The first novel in a magnificent new quartet of historical romance Armed with her cousin’s pistol, Audrianna travels to a coaching inn, to meet with a man who may have information that will clear her dead father’s name. She does not realize that the handsome man of commanding sensuality who shows up is not the person she expected, but instead Lord Sebastian Summerhays, one of her father’s persecutors, lured to the inn by the same advertisement that brought her there. When the pistol accidentally fires, the situation becomes mortifyingly public, and thoroughly misunderstood. Audrianna is prepared to live with the scandal. Lord Sebastian has other ideas..
The rating is really closer to a 3.5. This was my first Madeline Hunter novel, and it encouraged me to try her other books. Audrianna inadvertently meets Lord Sebastian at an inn where she had planned instead to meet a mysterious figure, the Domino, the man she hopes will help clear her late father’s name. Accused of conspiracy in a plot to profit from sales of faulty gunpowder to the British army, her father committed suicide after Lord Sebastian’s investigation implicated him. The meeting at the inn goes awry when the Domino escapes after seizing Audrianna’s weapon and firing at Sebastian, drawing a crowd and exposing them to public scrutiny. Caught in an compromising position, Audrianna is ruined. The news of her disgrace quickly travels to London, where, no surprise, she must marry Lord Sebastian to save her reputation. But she is determined to continue her quest to exonerate her beloved father.

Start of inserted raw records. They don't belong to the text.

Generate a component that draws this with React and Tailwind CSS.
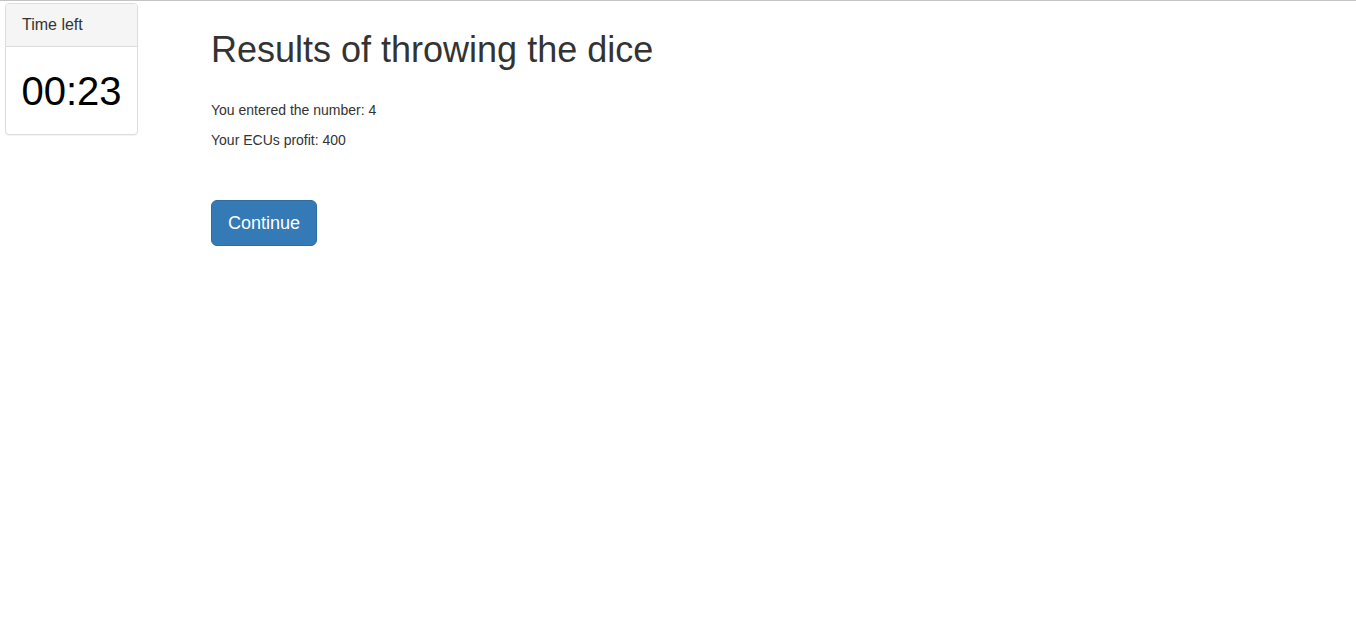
export default function App() {
    return (
        <div className="min-h-[623px] bg-white border-t border-[#c4c4c4] text-[#333]" style={{ fontFamily: '"Liberation Sans", Arial, sans-serif' }}>
            <div className="flex items-start">
                <div className="ml-[5px] mt-[2px] w-[133px] border border-[#ddd] rounded-[4px] shadow-[0_1px_1px_rgba(0,0,0,0.05)] bg-white">
                    <div className="bg-[#f5f5f5] border-b border-[#ddd] px-4 py-[10px] text-[16px] leading-[22px] rounded-t-[3px]">
                        Time left
                    </div>
                    <div className="h-[87px] flex items-center justify-center text-[40px] text-black">
                        00:23
                    </div>
                </div>
                <div className="ml-[73px] pt-[29px]">
                    <h1 className="text-[36px] leading-[40px] font-normal text-[#333]">Results of throwing the dice</h1>
                    <p className="mt-[30px] text-[14px] leading-[20px]">You entered the number: 4</p>
                    <p className="mt-[10px] text-[14px] leading-[20px]">Your ECUs profit: 400</p>
                    <button className="mt-[50px] bg-[#337ab7] border border-[#2e6da4] text-white text-[18px] leading-[24px] px-4 py-[10px] rounded-[6px]">
                        Continue
                    </button>
                </div>
            </div>
        </div>
    );
}
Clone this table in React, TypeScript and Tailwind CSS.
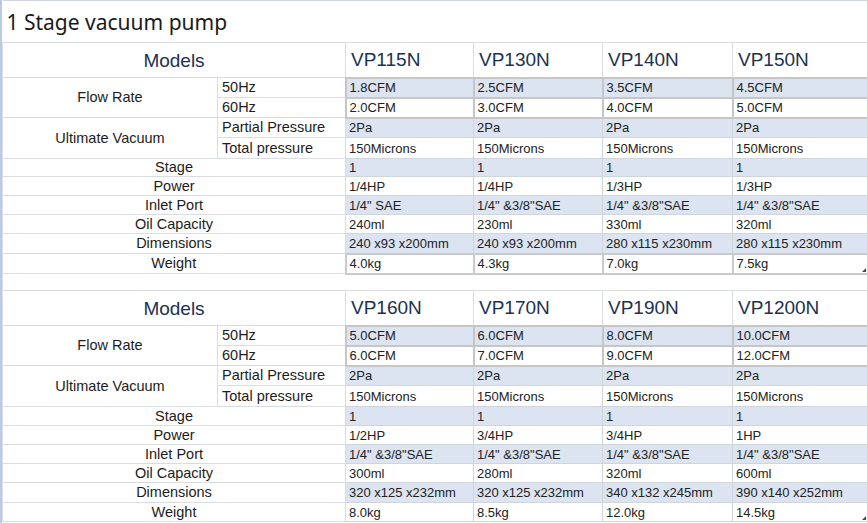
import React from "react";

interface PumpGroup {
  models: string[];
  flow50: string[];
  flow60: string[];
  power: string[];
  inlet: string[];
  oil: string[];
  dims: string[];
  weight: string[];
}

const groups: PumpGroup[] = [
  {
    models: ["VP115N", "VP130N", "VP140N", "VP150N"],
    flow50: ["1.8CFM", "2.5CFM", "3.5CFM", "4.5CFM"],
    flow60: ["2.0CFM", "3.0CFM", "4.0CFM", "5.0CFM"],
    power: ["1/4HP", "1/4HP", "1/3HP", "1/3HP"],
    inlet: ['1/4" SAE', '1/4" &3/8"SAE', '1/4" &3/8"SAE', '1/4" &3/8"SAE'],
    oil: ["240ml", "230ml", "330ml", "320ml"],
    dims: ["240 x93 x200mm", "240 x93 x200mm", "280 x115 x230mm", "280 x115 x230mm"],
    weight: ["4.0kg", "4.3kg", "7.0kg", "7.5kg"],
  },
  {
    models: ["VP160N", "VP170N", "VP190N", "VP1200N"],
    flow50: ["5.0CFM", "6.0CFM", "8.0CFM", "10.0CFM"],
    flow60: ["6.0CFM", "7.0CFM", "9.0CFM", "12.0CFM"],
    power: ["1/2HP", "3/4HP", "3/4HP", "1HP"],
    inlet: ['1/4" &3/8"SAE', '1/4" &3/8"SAE', '1/4" &3/8"SAE', '1/4" &3/8"SAE'],
    oil: ["300ml", "280ml", "320ml", "600ml"],
    dims: ["320 x125 x232mm", "320 x125 x232mm", "340 x132 x245mm", "390 x140 x252mm"],
    weight: ["8.0kg", "8.5kg", "12.0kg", "14.5kg"],
  },
];

const label = "border border-[#d9dce0] text-[14.5px] text-[#1c1c1c] leading-none";
const grid = "border border-[#d0d5dc]";

function DataCells({ values, blue, heavy }: { values: string[]; blue?: boolean; heavy?: boolean }) {
  return (
    <>
      {values.map((v, i) => (
        <td
          key={i}
          className={`${heavy ? "border-2 border-[#c6c6c6]" : grid} px-[3px] text-[13px] leading-none text-[#222] whitespace-nowrap ${
            blue ? "bg-[#dbe4f0]" : "bg-white"
          }`}
        >
          {v}
        </td>
      ))}
    </>
  );
}

function Corner() {
  return (
    <svg className="absolute right-[1px] bottom-[1px]" width="4" height="4" viewBox="0 0 4 4">
      <polygon points="4,0 4,4 0,4" fill="#3a4a60" />
    </svg>
  );
}

function Group({ g, last }: { g: PumpGroup; last?: boolean }) {
  const simple: [string, string[], boolean, number][] = [
    ["Stage", ["1", "1", "1", "1"], true, last ? 19 : 18],
    ["Power", g.power, false, 19],
    ["Inlet Port", g.inlet, true, 19],
    ["Oil Capacity", g.oil, false, 19],
    ["Dimensions", g.dims, true, 20],
  ];
  return (
    <>
      <tr className="h-[35px]">
        <td colSpan={2} className="border border-[#d9dce0] text-center text-[19px] text-[#1b3152] leading-none">
          Models
        </td>
        {g.models.map((m) => (
          <td key={m} className="border border-[#d9dce0] px-[5px] text-[19px] text-[#1b3152] leading-none">
            {m}
          </td>
        ))}
      </tr>
      <tr className="h-[20px]">
        <td rowSpan={2} className={`${label} text-center`}>Flow Rate</td>
        <td className={`${label} px-1`}>50Hz</td>
        <DataCells values={g.flow50} blue heavy />
      </tr>
      <tr className="h-[20px]">
        <td className={`${label} px-1`}>60Hz</td>
        <DataCells values={g.flow60} heavy />
      </tr>
      <tr className="h-[20px]">
        <td rowSpan={2} className={`${label} text-center`}>Ultimate Vacuum</td>
        <td className={`${label} px-1`}>Partial Pressure</td>
        <DataCells values={["2Pa", "2Pa", "2Pa", "2Pa"]} blue />
      </tr>
      <tr className="h-[21px]">
        <td className={`${label} px-1`}>Total pressure</td>
        <DataCells values={["150Microns", "150Microns", "150Microns", "150Microns"]} />
      </tr>
      {simple.map(([name, vals, blue, h]) => (
        <tr key={name} style={{ height: h }}>
          <td colSpan={2} className={`${label} text-center`}>{name}</td>
          <DataCells values={vals} blue={blue} />
        </tr>
      ))}
      <tr className={last ? "h-[19px]" : "h-[20px]"}>
        <td colSpan={2} className={`${label} text-center`}>Weight</td>
        {g.weight.map((v, i) => (
          <td
            key={i}
            className={`${last ? grid : "border-2 border-[#cacaca]"} relative bg-white px-[3px] text-[13px] leading-none text-[#222]`}
          >
            {v}
            {i === 3 && <Corner />}
          </td>
        ))}
      </tr>
    </>
  );
}

export default function App() {
  return (
    <div className="w-[867px] h-[523px] overflow-hidden bg-white border-l-2 border-[#b9cbe4]" style={{ fontFamily: '"Liberation Sans", Arial, sans-serif' }}>
      <table className="table-fixed border-collapse w-[865px]">
        <colgroup>
          <col className="w-[215px]" />
          <col className="w-[128px]" />
          <col className="w-[128px]" />
          <col className="w-[129px]" />
          <col className="w-[130px]" />
          <col className="w-[135px]" />
        </colgroup>
        <tbody>
          <tr className="h-[42px]">
            <td
              colSpan={6}
              className="border-t border-[#cfd6df] border-b border-b-[#d9dce0] pl-[4px] pt-[2px] text-[21px] text-[#1a1a1a] leading-none"
              style={{ fontFamily: '"Noto Sans", "Open Sans", sans-serif' }}
            >
              1 Stage vacuum pump
            </td>
          </tr>
          <Group g={groups[0]} />
          <tr className="h-[17px]">
            <td colSpan={6} className="border border-[#d9dce0]" />
          </tr>
          <Group g={groups[1]} last />
        </tbody>
      </table>
    </div>
  );
}
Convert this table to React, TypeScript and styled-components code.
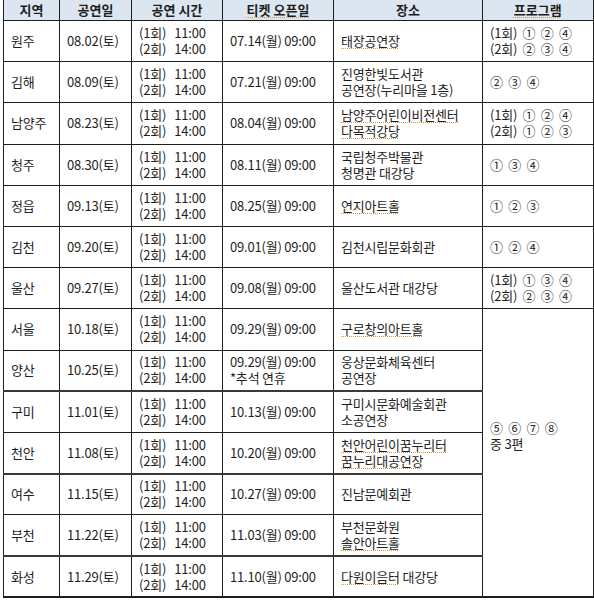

The depth of research and attention to detail are impressive, the plot is off the beaten track, and the progression of Sebastian and Audrianna’s relationship is credible, meaningful, and emotionally satisfying. But the two story lines, the gunpowder investigation and the couple’s deepening relationship, are at odds with each other. The author effectively describes the truly horrendous effects of the gunpowder on the soldiers in battle and the sufferings of the survivors. Then we jump to a romantic love scene… The juxtaposition is jarring. And Audrianna’s attitude toward Sebastian: —
“You hounded my father into an early grave, oh, Baby, you are so hot!”
–was too much for me. In the hands of Carla Kelly, the late Edith Layton, or Mary Balogh, this novel might have soared. But for me, the two elements of the story never gelled. Also, the continuing investigation of the gunpowder sale meandered and plodded along without building suspense or intensity.
Don’t get me wrong. Ms. Hunter is clearly a writer of merit, far above the many semi-literate wannabes currently polluting the historical romance environment. I applaud the realism, the grit, the emotion, the honest communication among the principal characters–it’s so rarely found in these novels. I’m thrilled that the author didn’t dumb this down to mitigate the consequences of anyone’s actions. This book is an absorbing read. But I suspect that Madeline Hunter has written better books, and I certainly plan to start reading them.